Direction. Reproduce the listing exactly and skip over any pictures.

________________________

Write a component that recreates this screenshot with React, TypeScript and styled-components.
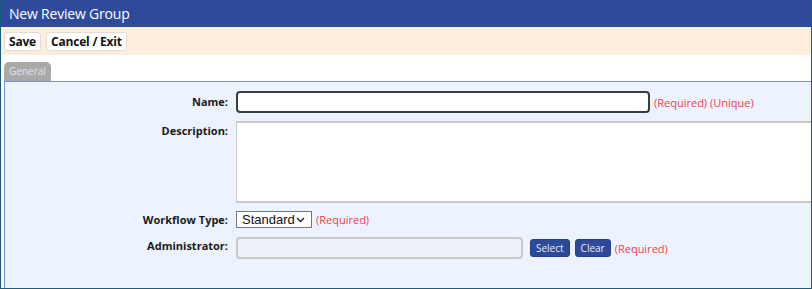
import React from "react";
import styled, { createGlobalStyle } from "styled-components";

const Global = createGlobalStyle`
  html, body { margin: 0; padding: 0; background: #ffffff; }
  body { font-family: "Open Sans", "Noto Sans", Arial, sans-serif; }
  * { box-sizing: border-box; }
`;

const Frame = styled.div`
  width: 812px;
  height: 289px;
  border: 1px solid #1c5b7d;
  border-top: none;
  display: flex;
  flex-direction: column;
  overflow: hidden;
  background: #ffffff;
`;

const Header = styled.div`
  height: 27px;
  background: #2f4a9b;
  color: #ffffff;
  font-size: 14px;
  letter-spacing: -0.2px;
  line-height: 27px;
  padding-left: 8px;
  flex: none;
`;

const Toolbar = styled.div`
  height: 28px;
  background: #fbeedc;
  display: flex;
  align-items: center;
  gap: 5px;
  padding-left: 3px;
  flex: none;
`;

const ToolButton = styled.button`
  height: 19px;
  background: #ffffff;
  border: 1px solid #e6ddd0;
  border-radius: 3px;
  font-family: inherit;
  font-weight: 700;
  font-size: 12px;
  letter-spacing: -0.2px;
  color: #111111;
  padding: 0 4px;
  line-height: 17px;
  margin-top: 1px;
`;

const TabStrip = styled.div`
  height: 26px;
  display: flex;
  align-items: flex-end;
  padding-left: 3px;
  flex: none;
`;

const Tab = styled.div`
  height: 19px;
  width: 47px;
  background: #a9a9a9;
  border-radius: 5px 5px 0 0;
  color: #e6e6e6;
  font-size: 10px;
  line-height: 19px;
  text-align: center;
`;

const Panel = styled.div`
  flex: 1;
  margin-left: 3px;
  border-left: 1px solid #7b8fd3;
  border-top: 1px solid #7b8fd3;
  background: #edf3fe;
  padding-top: 9px;
`;

const Form = styled.div`
  display: grid;
  grid-template-columns: 223px 1fr;
  column-gap: 8px;
`;

const Label = styled.div<{ $pt?: number; $mb?: number }>`
  font-weight: 700;
  font-size: 11px;
  color: #1a1a1a;
  text-align: right;
  padding-top: ${(p) => p.$pt ?? 0}px;
  margin-bottom: ${(p) => p.$mb ?? 8}px;
`;

const Field = styled.div<{ $mb?: number }>`
  display: flex;
  align-items: center;
  margin-bottom: ${(p) => p.$mb ?? 8}px;
  min-width: 0;
`;

const Req = styled.span`
  color: #f0414f;
  font-size: 11px;
  margin-left: 4px;
  white-space: nowrap;
`;

const NameInput = styled.input`
  width: 414px;
  height: 22px;
  border: 2px solid #3c3c3c;
  border-radius: 4px;
  background: #ffffff;
  outline: none;
  flex: none;
`;

const Description = styled.textarea`
  width: 600px;
  height: 82px;
  border: none;
  border-top: 2px solid #c9c9c9;
  border-bottom: 2px solid #c9c9c9;
  border-left: 1px solid #c9c9c9;
  background: #ffffff;
  resize: none;
  outline: none;
  flex: none;
`;

const Select = styled.div`
  width: 76px;
  height: 17px;
  border: 1px solid #767676;
  background: #ffffff;
  display: flex;
  align-items: center;
  justify-content: space-between;
  padding: 0 6px 0 5px;
  font-family: "Liberation Sans", Arial, sans-serif;
  font-size: 13px;
  color: #111111;
  flex: none;
`;

const AdminInput = styled.input`
  width: 287px;
  height: 22px;
  border: 2px solid #c6c8cc;
  border-radius: 4px;
  background: #eef1f7;
  outline: none;
  flex: none;
`;

const BlueButton = styled.button<{ $ml: number }>`
  height: 18px;
  margin-left: ${(p) => p.$ml}px;
  background: #2d4a9a;
  border: 1px solid #23408c;
  border-radius: 3px;
  color: #e9edf8;
  font-family: inherit;
  font-size: 10px;
  padding: 0 5px;
  line-height: 16px;
  flex: none;
`;

export default function App() {
  return (
    <>
      <Global />
      <Frame>
        <Header>New Review Group</Header>
        <Toolbar>
          <ToolButton>Save</ToolButton>
          <ToolButton>Cancel / Exit</ToolButton>
        </Toolbar>
        <TabStrip>
          <Tab>General</Tab>
        </TabStrip>
        <Panel>
          <Form>
            <Label $pt={3}>Name:</Label>
            <Field>
              <NameInput />
              <Req>(Required) (Unique)</Req>
            </Field>

            <Label $pt={2}>Description:</Label>
            <Field>
              <Description />
            </Field>

            <Label $pt={1} $mb={9}>Workflow Type:</Label>
            <Field $mb={9}>
              <Select>
                <span>Standard</span>
                <svg width="9" height="6" viewBox="0 0 9 6">
                  <path d="M1 1 L4.5 4.5 L8 1" fill="none" stroke="#222" strokeWidth="1.4" />
                </svg>
              </Select>
              <Req>(Required)</Req>
            </Field>

            <Label $pt={1}>Administrator:</Label>
            <Field>
              <AdminInput />
              <BlueButton $ml={7}>Select</BlueButton>
              <BlueButton $ml={5}>Clear</BlueButton>
              <Req>(Required)</Req>
            </Field>
          </Form>
        </Panel>
      </Frame>
    </>
  );
}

________________________

Answer to the problem.
Write a component that recreates this screenshot with React, TypeScript and styled-components.
import React from "react";
import styled, { createGlobalStyle } from "styled-components";

const Global = createGlobalStyle`
  html, body { margin: 0; padding: 0; background: #ffffff; }
  body { font-family: "Open Sans", "Noto Sans", Arial, sans-serif; }
  * { box-sizing: border-box; }
`;

const Frame = styled.div`
  width: 812px;
  height: 289px;
  border: 1px solid #1c5b7d;
  border-top: none;
  display: flex;
  flex-direction: column;
  overflow: hidden;
  background: #ffffff;
`;

const Header = styled.div`
  height: 27px;
  background: #2f4a9b;
  color: #ffffff;
  font-size: 14px;
  letter-spacing: -0.2px;
  line-height: 27px;
  padding-left: 8px;
  flex: none;
`;

const Toolbar = styled.div`
  height: 28px;
  background: #fbeedc;
  display: flex;
  align-items: center;
  gap: 5px;
  padding-left: 3px;
  flex: none;
`;

const ToolButton = styled.button`
  height: 19px;
  background: #ffffff;
  border: 1px solid #e6ddd0;
  border-radius: 3px;
  font-family: inherit;
  font-weight: 700;
  font-size: 12px;
  letter-spacing: -0.2px;
  color: #111111;
  padding: 0 4px;
  line-height: 17px;
  margin-top: 1px;
`;

const TabStrip = styled.div`
  height: 26px;
  display: flex;
  align-items: flex-end;
  padding-left: 3px;
  flex: none;
`;

const Tab = styled.div`
  height: 19px;
  width: 47px;
  background: #a9a9a9;
  border-radius: 5px 5px 0 0;
  color: #e6e6e6;
  font-size: 10px;
  line-height: 19px;
  text-align: center;
`;

const Panel = styled.div`
  flex: 1;
  margin-left: 3px;
  border-left: 1px solid #7b8fd3;
  border-top: 1px solid #7b8fd3;
  background: #edf3fe;
  padding-top: 9px;
`;

const Form = styled.div`
  display: grid;
  grid-template-columns: 223px 1fr;
  column-gap: 8px;
`;

const Label = styled.div<{ $pt?: number; $mb?: number }>`
  font-weight: 700;
  font-size: 11px;
  color: #1a1a1a;
  text-align: right;
  padding-top: ${(p) => p.$pt ?? 0}px;
  margin-bottom: ${(p) => p.$mb ?? 8}px;
`;

const Field = styled.div<{ $mb?: number }>`
  display: flex;
  align-items: center;
  margin-bottom: ${(p) => p.$mb ?? 8}px;
  min-width: 0;
`;

const Req = styled.span`
  color: #f0414f;
  font-size: 11px;
  margin-left: 4px;
  white-space: nowrap;
`;

const NameInput = styled.input`
  width: 414px;
  height: 22px;
  border: 2px solid #3c3c3c;
  border-radius: 4px;
  background: #ffffff;
  outline: none;
  flex: none;
`;

const Description = styled.textarea`
  width: 600px;
  height: 82px;
  border: none;
  border-top: 2px solid #c9c9c9;
  border-bottom: 2px solid #c9c9c9;
  border-left: 1px solid #c9c9c9;
  background: #ffffff;
  resize: none;
  outline: none;
  flex: none;
`;

const Select = styled.div`
  width: 76px;
  height: 17px;
  border: 1px solid #767676;
  background: #ffffff;
  display: flex;
  align-items: center;
  justify-content: space-between;
  padding: 0 6px 0 5px;
  font-family: "Liberation Sans", Arial, sans-serif;
  font-size: 13px;
  color: #111111;
  flex: none;
`;

const AdminInput = styled.input`
  width: 287px;
  height: 22px;
  border: 2px solid #c6c8cc;
  border-radius: 4px;
  background: #eef1f7;
  outline: none;
  flex: none;
`;

const BlueButton = styled.button<{ $ml: number }>`
  height: 18px;
  margin-left: ${(p) => p.$ml}px;
  background: #2d4a9a;
  border: 1px solid #23408c;
  border-radius: 3px;
  color: #e9edf8;
  font-family: inherit;
  font-size: 10px;
  padding: 0 5px;
  line-height: 16px;
  flex: none;
`;

export default function App() {
  return (
    <>
      <Global />
      <Frame>
        <Header>New Review Group</Header>
        <Toolbar>
          <ToolButton>Save</ToolButton>
          <ToolButton>Cancel / Exit</ToolButton>
        </Toolbar>
        <TabStrip>
          <Tab>General</Tab>
        </TabStrip>
        <Panel>
          <Form>
            <Label $pt={3}>Name:</Label>
            <Field>
              <NameInput />
              <Req>(Required) (Unique)</Req>
            </Field>

            <Label $pt={2}>Description:</Label>
            <Field>
              <Description />
            </Field>

            <Label $pt={1} $mb={9}>Workflow Type:</Label>
            <Field $mb={9}>
              <Select>
                <span>Standard</span>
                <svg width="9" height="6" viewBox="0 0 9 6">
                  <path d="M1 1 L4.5 4.5 L8 1" fill="none" stroke="#222" strokeWidth="1.4" />
                </svg>
              </Select>
              <Req>(Required)</Req>
            </Field>

            <Label $pt={1}>Administrator:</Label>
            <Field>
              <AdminInput />
              <BlueButton $ml={7}>Select</BlueButton>
              <BlueButton $ml={5}>Clear</BlueButton>
              <Req>(Required)</Req>
            </Field>
          </Form>
        </Panel>
      </Frame>
    </>
  );
}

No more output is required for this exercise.